Blackbirds real property is comprised of three separate real estate parcels.
For purposes of the administrative proceedings, as well as proceedings before this
Court, the three separate appeals were consolidated.
Footnote: As this Court explained years ago, the State Boards duty to
ensure uniformity and equality in tax rates and assessments is not an abstract
goal but rather a concrete obligation under both the state constitution and the
directives of the general assembly.
Bielski v. Zorn, 627 N.E.2d 880, 885
(Ind. Tax Ct. 1994).
The apartment properties Blackbird used as comparables were all located in Fairfield
Township, Tippecanoe County. The only portion of the land order that was
submitted into evidence, however, was the portion titled Wabash Township, Tippecanoe County.

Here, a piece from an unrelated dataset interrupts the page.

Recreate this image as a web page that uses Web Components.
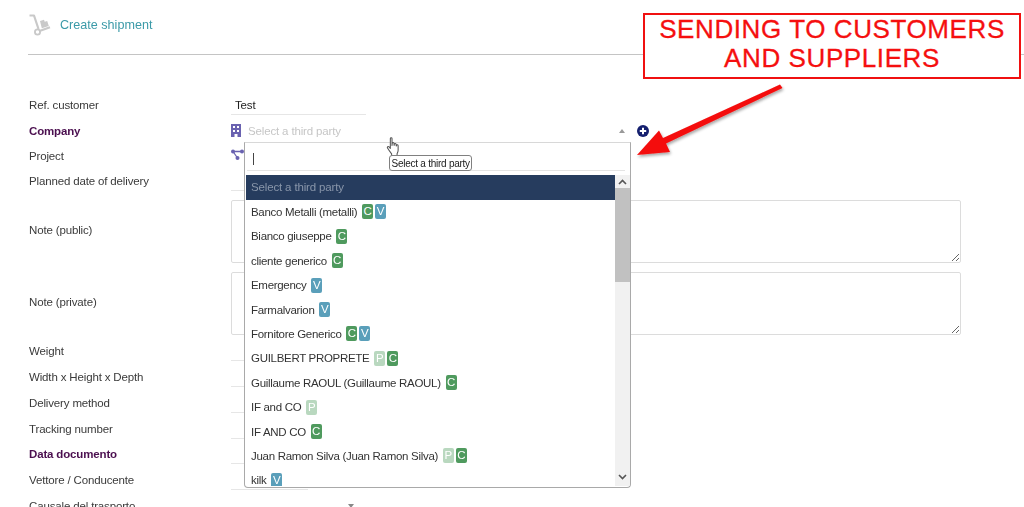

Included in an effort to compare similarities between the subject property and the
properties used as comparables would be the portion of the land order relating
to Fairfield Township.
Nevertheless, the State Board did submit evidence (via the county assessor) to
support its final determination consisting of: six apartment complexes in the same
township (Wabash) (and consequently subject to the same part of the land order)
with land assessments at $60,000 per acre. (
See Stip. Exs. J2, J3,
J4, and J5).
Blackbird claims there were no comparable land sales made in Wabash Township
at the same time it purchased its land, and it therefore had to
rely on sales outside the township. That being said, it was still
incumbent on Blackbird to show how those land sales outside Wabash Township were
comparable to its own.
There was some supporting documentation submitted with Blackbirds list indicating that only
three of the comparable properties had similar zoning designations, and only two had
documentation stating that the transaction was made at arms length. Despite the
ability to read of all those involved, mere reference to evidence or documentation
without explanation will not qualify as probative evidence.
See Heart City Chrysler
v. State Bd. of Tax Commrs, 714 N.E.2d 329, 333 (Ind. Tax
Ct. 1999) (indicating that mere references to photographs or State Board regulations, without
explanation, will not qualify as probative evidence).